Time to free the prisoners


No release, no deal. That was the message delivered by Gerry Adams to both the British government and republican activists at a Saoirse conference in Belfast on 30 November attended by around 200 people. The Sinn Féin President restated his party's commitment to refuse to sign up to any negotiated peace deal until all political prisoners are freed.

The issue of prisoners is, said Adams, a fundamental one and constitutes a ``central sinew'' of the peace process. Any political settlement would be unfeasible and unworkable if there were still prisoners, either republican or loyalist, still in jail.

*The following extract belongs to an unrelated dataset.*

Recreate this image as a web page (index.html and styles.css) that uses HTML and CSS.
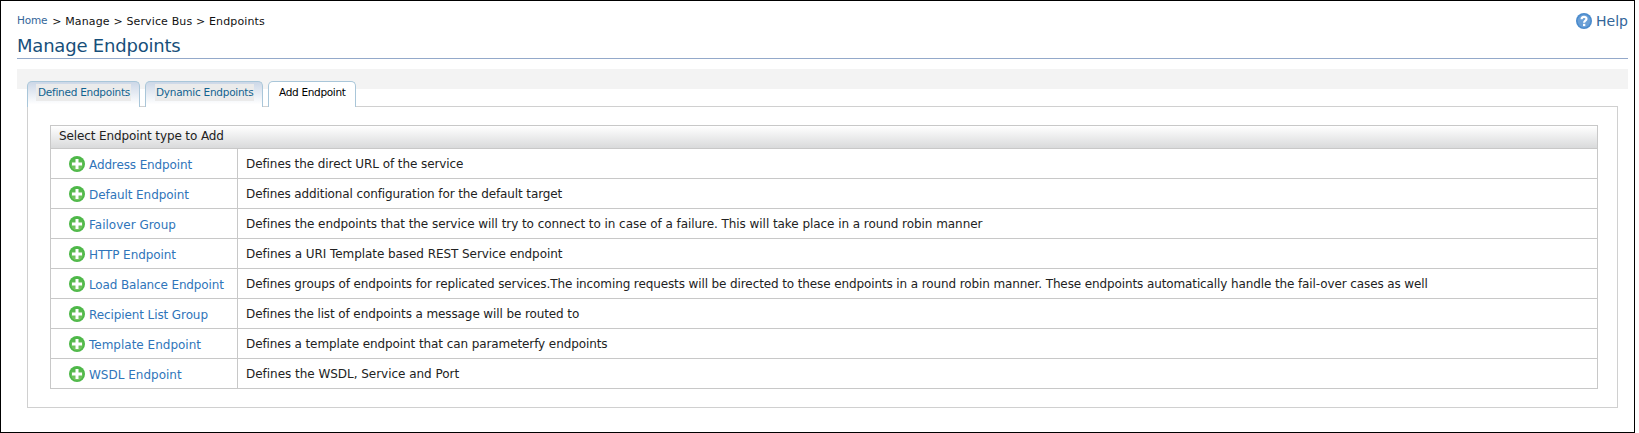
FILE: index.html
```
<!DOCTYPE html>
<html lang="en">
<head>
<meta charset="utf-8">
<title>Manage Endpoints</title>
<link rel="stylesheet" href="styles.css">
</head>
<body>
<svg width="0" height="0" class="defs">
  <defs>
    <linearGradient id="green" x1="0" y1="0" x2="0" y2="1">
      <stop offset="0" stop-color="#4fb548"/><stop offset="1" stop-color="#7ac763"/>
    </linearGradient>
    <symbol id="add" viewBox="0 0 16 16">
      <circle cx="8" cy="8" r="8" fill="#4db848"/>
      <circle cx="8" cy="8" r="6.3" fill="url(#green)"/>
      <path d="M6.500 3h3v3.500H13v3H9.500V13h-3V9.500H3v-3h3.500z" fill="#fff"/>
    </symbol>
  </defs>
</svg>
<div class="page">
  <div class="top">
    <nav class="crumbs"><a class="home">Home</a><span class="path">&gt; Manage &gt; Service Bus &gt; Endpoints</span></nav>
    <a class="help"><svg width="16" height="16" viewBox="0 0 16 16"><circle cx="8" cy="8" r="8" fill="#4a8bcd"/><circle cx="8" cy="8" r="6.400" fill="#6a9fd6"/><path d="M5.600 6.200C5.600 3.200 10.500 3.200 10.500 6C10.500 7.700 8.100 7.700 8.100 9.700" fill="none" stroke="#fff" stroke-width="2.200"/><rect x="7" y="10.800" width="2.300" height="2.300" fill="#fff"/></svg><span>Help</span></a>
  </div>
  <h1 class="title">Manage Endpoints</h1>
  <div class="band">
    <ul class="tabs">
      <li class="tab tab-defined"><span class="label">Defined Endpoints</span></li>
      <li class="tab tab-dynamic"><span class="label">Dynamic Endpoints</span></li>
      <li class="tab tab-add active"><span class="label">Add Endpoint</span></li>
    </ul>
  </div>
  <div class="panel">
    <div class="table">
      <div class="head">Select Endpoint type to Add</div>
      <div class="row address"><a class="name"><svg class="icon"><use href="#add"/></svg><span>Address Endpoint</span></a><div class="desc">Defines the direct URL of the service</div></div>
      <div class="row default"><a class="name"><svg class="icon"><use href="#add"/></svg><span>Default Endpoint</span></a><div class="desc">Defines additional configuration for the default target</div></div>
      <div class="row failover"><a class="name"><svg class="icon"><use href="#add"/></svg><span>Failover Group</span></a><div class="desc">Defines the endpoints that the service will try to connect to in case of a failure. This will take place in a round robin manner</div></div>
      <div class="row http"><a class="name"><svg class="icon"><use href="#add"/></svg><span>HTTP Endpoint</span></a><div class="desc">Defines a URI Template based REST Service endpoint</div></div>
      <div class="row balance"><a class="name"><svg class="icon"><use href="#add"/></svg><span>Load Balance Endpoint</span></a><div class="desc">Defines groups of endpoints for replicated services.The incoming requests will be directed to these endpoints in a round robin manner. These endpoints automatically handle the fail-over cases as well</div></div>
      <div class="row recipient"><a class="name"><svg class="icon"><use href="#add"/></svg><span>Recipient List Group</span></a><div class="desc">Defines the list of endpoints a message will be routed to</div></div>
      <div class="row template"><a class="name"><svg class="icon"><use href="#add"/></svg><span>Template Endpoint</span></a><div class="desc">Defines a template endpoint that can parameterfy endpoints</div></div>
      <div class="row wsdl"><a class="name"><svg class="icon"><use href="#add"/></svg><span>WSDL Endpoint</span></a><div class="desc">Defines the WSDL, Service and Port</div></div>
    </div>
  </div>
</div>
</body>
</html>
```
FILE: styles.css
```
* { box-sizing: border-box; }
html, body { height: 433px; overflow: hidden; }
body { margin: 0; background: #fff; font-family: "DejaVu Sans", Verdana, sans-serif; font-size: 12px; color: #222; }
.defs { position: absolute; }
.page { width: 1635px; height: 433px; border: 1px solid #000; padding: 0 6px 0 16px; }
.top { height: 33px; display: flex; justify-content: space-between; }
.crumbs { display: flex; gap: 5px; font-size: 11px; line-height: 15px; color: #111; }
.home { padding-top: 12px; font-size: 10.500px; letter-spacing: -0.2px; color: #336699; }
.path { padding-top: 13px; letter-spacing: 0.14px; }
.help { display: flex; gap: 4px; padding-top: 12px; font-size: 14px; line-height: 16px; color: #336699; }
.title { margin: 0; height: 25px; border-bottom: 1px solid #94a9ca; font-size: 18px; font-weight: 400; line-height: 23px; letter-spacing: -0.2px; color: #174f7a; }
.band { height: 20px; margin-top: 10px; background: #f3f3f3; padding: 12px 0 0 10px; }
.tabs { margin: 0; padding: 0; list-style: none; display: flex; gap: 5px; height: 26px; }
.tab { height: 26px; border: 1px solid #a9c6d9; border-bottom: 0; border-radius: 5px 5px 0 0; background: linear-gradient(#ccd7e7, #fff 90%); padding: 2px 8px 0; font-size: 10.500px; letter-spacing: -0.26px; color: #126390; position: relative; z-index: 1; white-space: nowrap; }
.label { display: block; height: 17px; line-height: 17px; padding-left: 2px; background: #ebebeb; }
.tab-defined { width: 113px; }
.tab-dynamic { width: 118px; padding-left: 9px; }
.tab-dynamic .label { padding-left: 1px; }
.tab-add { width: 88px; letter-spacing: -0.32px; }
.active { background: #fff; color: #000; }
.active .label { background: none; }
.panel { width: 1591px; height: 302px; margin: 17px 0 0 10px; border: 1px solid #d0d0d0; padding: 18px 19px 0 22px; }
.table { width: 1548px; border: 1px solid #c8c8c8; white-space: nowrap; }
.head { height: 22px; background: linear-gradient(#fff, #d9dadb); padding-left: 8px; line-height: 20px; letter-spacing: -0.11px; }
.row { height: 30px; display: flex; border-top: 1px solid #c8c8c8; }
.name { width: 187px; border-right: 1px solid #c8c8c8; padding: 7px 0 0 18px; display: flex; gap: 4px; color: #2f75ba; line-height: 18px; }
.icon { width: 16px; height: 16px; }
.desc { padding: 6px 0 0 8px; line-height: 18px; }
.address .name { letter-spacing: -0.12px; }
.address .desc { letter-spacing: -0.08px; }
.default .name { letter-spacing: -0.07px; }
.default .desc { letter-spacing: -0.114px; }
.failover .desc { letter-spacing: -0.057px; }
.http .name { letter-spacing: -0.08px; }
.http .desc { letter-spacing: -0.063px; }
.balance .name { letter-spacing: -0.14px; }
.balance .desc { letter-spacing: -0.111px; }
.recipient .name { letter-spacing: -0.1px; }
.recipient .desc { letter-spacing: -0.11px; }
.template .desc { letter-spacing: -0.09px; }
.wsdl .desc { letter-spacing: -0.03px; }
```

He also raised the question of the British government's deadline of May next year for parties at the Stormont talks to come to an agreed settlement. ``Have they got arrangements for the release of all prisoners by May?'' he asked. Without that, he said, ``there cannot be a settlement... We have been clear about this from the start. The release of prisoners has to be a part of any deal and we want to give an assurance to people about that. Sinn Féin wants to see the release of all prisoners.''

The working conference, which was called to review the last Saoirse campaign and to plan activities for the coming year, was also addressed by Martin Meehan, the Saoirse Northern Chairperson. He reminded activists that December is traditionally prisoners' month and asked that extra efforts be made to highlight the conditions for prisoners, particularly those in English jails, throughout the coming month. He also called on former prisoners and prisoners' families to do everything they can to help ensure that the issue is moved up the political agenda.

Leo Green, from the Sinn Féin POW Department, brought up the matter of Lee Clegg and Ian Thain and the double standards of the British government in dealing with their sentences. He pointed out that 60% of the 384 republican prisoners currently held in Long Kesh have served longer sentences than either Clegg or Thain, even though the majority of them had been charged with far lesser offences. He also pointed out that every single republican prisoner had served longer than the British soldiers responsible for the murder of innocent nationalists on Bloody Sunday and longer than the countless other members of the Crown forces who had murdered nationalists over the past 28 years.

Other speakers at the conference included Carol Ni Chulainn from the ex-prisoners support group Tar Anall, Phil McCullough of Belfast Saoirse and Eoghan Mac Cormaic head of Saoirse in the 26 Counties, who gave delegates information about the various functions and activities in which their organisations are currently involved.

Underlying this, however, the basic message remained the same: all prisoners must be released as an integral part of the peace process, not as an optional extra, to be added once a settlement has been reached. The use of Irish republican prisoners as, in effect, political hostages, held by the British as a lever in negotiations is not acceptable. Where the British have been saying to republicans that once there is a deal they may think about prisoners, republicans are emphatically replying to the British that without the release of all prisoners, there will be no deal.